Die Obama-Regierung hat mit ihrem exzessiven Vorgehen gegen Whistleblower international viel schlechte Presse geerntet. Der Fall Brad Manning, der lange in Isolationshaft saß, bevor der Prozess auch nur begann, sorgte dafür, dass NSA-Enthüller Edward Snowden weltweit auf Verständnis stieß, als er sich rechtzeitig absetzte. Nicht gut für die USA.
Insofern musste der Manning-Prozess jetzt zwei Dinge gleichzeitig erfüllen: Das Urteil musste drastisch genug sein, um Whistleblower abzuschrecken, außerdem aber zeigen, dass auch im Militärprozess alles mit rechten Dingen zugeht. Ein Freispruch vom weitreichendsten Anklagepunkt bei gleichzeitigem Schuldspruch in allen anderen erfüllt genau das.

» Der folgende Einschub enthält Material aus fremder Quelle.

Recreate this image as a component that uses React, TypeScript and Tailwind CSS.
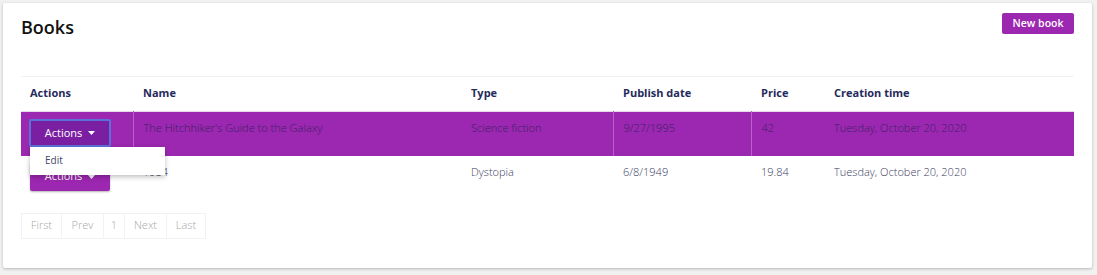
import React from "react";

const font = { fontFamily: '"Open Sans", "Noto Sans", sans-serif' };

function Caret() {
  return (
    <svg width="7" height="4" viewBox="0 0 7 4" className="ml-[6px] inline-block">
      <path d="M0 0 L7 0 L3.5 4 Z" fill="white" />
    </svg>
  );
}

export default function App() {
  const rows = [
    { name: "The Hitchhiker's Guide to the Galaxy", type: "Science fiction", date: "9/27/1995", price: "42", created: "Tuesday, October 20, 2020" },
    { name: "1984", type: "Dystopia", date: "6/8/1949", price: "19.84", created: "Tuesday, October 20, 2020" },
  ];
  return (
    <div className="min-h-[275px] w-[1097px] bg-[#f1f1f1] pl-[3px] pt-[3px]" style={font}>
      <div className="h-[265px] w-[1089px] rounded-[2px] bg-white px-[18px] pt-[10px] shadow-[0_1px_3px_rgba(0,0,0,0.25)]">
        <div className="flex items-start justify-between">
          <div className="pt-[1px] text-[18px] leading-[27px] font-semibold text-[#111]">Books</div>
          <button className="h-[21px] w-[72px] rounded-[2px] bg-[#9c27b0] text-[10.5px] font-semibold text-white">New book</button>
        </div>
        <div className="relative mt-[35px]">
          <table className="w-[1053px] table-fixed border-collapse text-[11px]">
            <colgroup>
              <col className="w-[112px]" />
              <col className="w-[328px]" />
              <col className="w-[152px]" />
              <col className="w-[138px]" />
              <col className="w-[73px]" />
              <col />
            </colgroup>
            <thead>
              <tr className="h-[35px] border-t border-b border-t-[#f2f2f2] border-b-[#e6dbea] text-left text-[#252a5c]">
                <th className="pl-[9px] pb-[1px] font-bold">Actions</th>
                <th className="pl-[10px] pb-[1px] font-bold">Name</th>
                <th className="pl-[10px] pb-[1px] font-bold">Type</th>
                <th className="pl-[10px] pb-[1px] font-bold">Publish date</th>
                <th className="pl-[10px] pb-[1px] font-bold">Price</th>
                <th className="pl-[10px] pb-[1px] font-bold">Creation time</th>
              </tr>
            </thead>
            <tbody>
              {rows.map((r, i) => {
                const hl = i === 0;
                return (
                  <tr key={i} className={`h-[44px] align-top ${hl ? "bg-[#9c27b0] text-[#3a2266]" : "bg-white text-[#3a3c62]"}`}>
                    <td className="pl-[8px] pt-[7px]">
                      {hl ? (
                        <button className="flex h-[28px] w-[82px] items-center justify-center rounded-[2px] border-2 border-[#5d6fd8] bg-[#7b1fa2] text-[11px] text-white">
                          Actions
                          <Caret />
                        </button>
                      ) : (
                        <button className="ml-[1px] flex h-[28px] w-[80px] items-center justify-center rounded-[2px] bg-[#9c27b0] text-[11px] text-white shadow-[0_1px_2px_rgba(0,0,0,0.3)]">
                          Actions
                          <Caret />
                        </button>
                      )}
                    </td>
                    <td className={`pl-[10px] pt-[8px] font-light ${hl ? "border-l border-[#b862c9]" : ""}`}>{r.name}</td>
                    <td className="pl-[10px] pt-[8px] font-light">{r.type}</td>
                    <td className={`pl-[10px] pt-[8px] font-light ${hl ? "border-l border-[#b862c9]" : ""}`}>{r.date}</td>
                    <td className={`pl-[10px] pt-[8px] font-light ${hl ? "border-l border-[#b862c9]" : ""}`}>{r.price}</td>
                    <td className="pl-[10px] pt-[8px] font-light">{r.created}</td>
                  </tr>
                );
              })}
            </tbody>
          </table>
          <div className="absolute left-[9px] top-[71px] h-[28px] w-[135px] bg-white shadow-[0_2px_5px_rgba(0,0,0,0.25)]">
            <div className="pl-[15px] pt-[6px] text-[10px] font-medium text-[#444866]">Edit</div>
          </div>
          <div className="mt-[13px] flex h-[26px] w-fit border border-[#f2f2f2] text-[11px] font-light text-[#a8a8a8]">
            <div className="flex w-[40px] items-center justify-center border-r border-[#f2f2f2]">First</div>
            <div className="flex w-[42px] items-center justify-center border-r border-[#f2f2f2]">Prev</div>
            <div className="flex w-[21px] items-center justify-center border-r border-[#f2f2f2]">1</div>
            <div className="flex w-[42px] items-center justify-center border-r border-[#f2f2f2]">Next</div>
            <div className="flex w-[38px] items-center justify-center">Last</div>
          </div>
        </div>
      </div>
    </div>
  );
}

Das für Zufall zu halten wäre blauäugig. Zu Recht erinnert der Filmemacher Michael Moore in der Huffington Post daran, dass sämtliche wegen Kriegsverbrechen im Irak oder Afghanistan belangten Soldaten zusammen nicht so lange einsaßen, wie Bradley Manning allein sitzen wird – auch in diesen Fällen erfüllte die Militärjustiz ihre Funktion. Alibijustiz nach außen, keine Verunsicherung der Truppe nach innen. Militärjustiz ist politische Justiz. Sie ist Unrecht.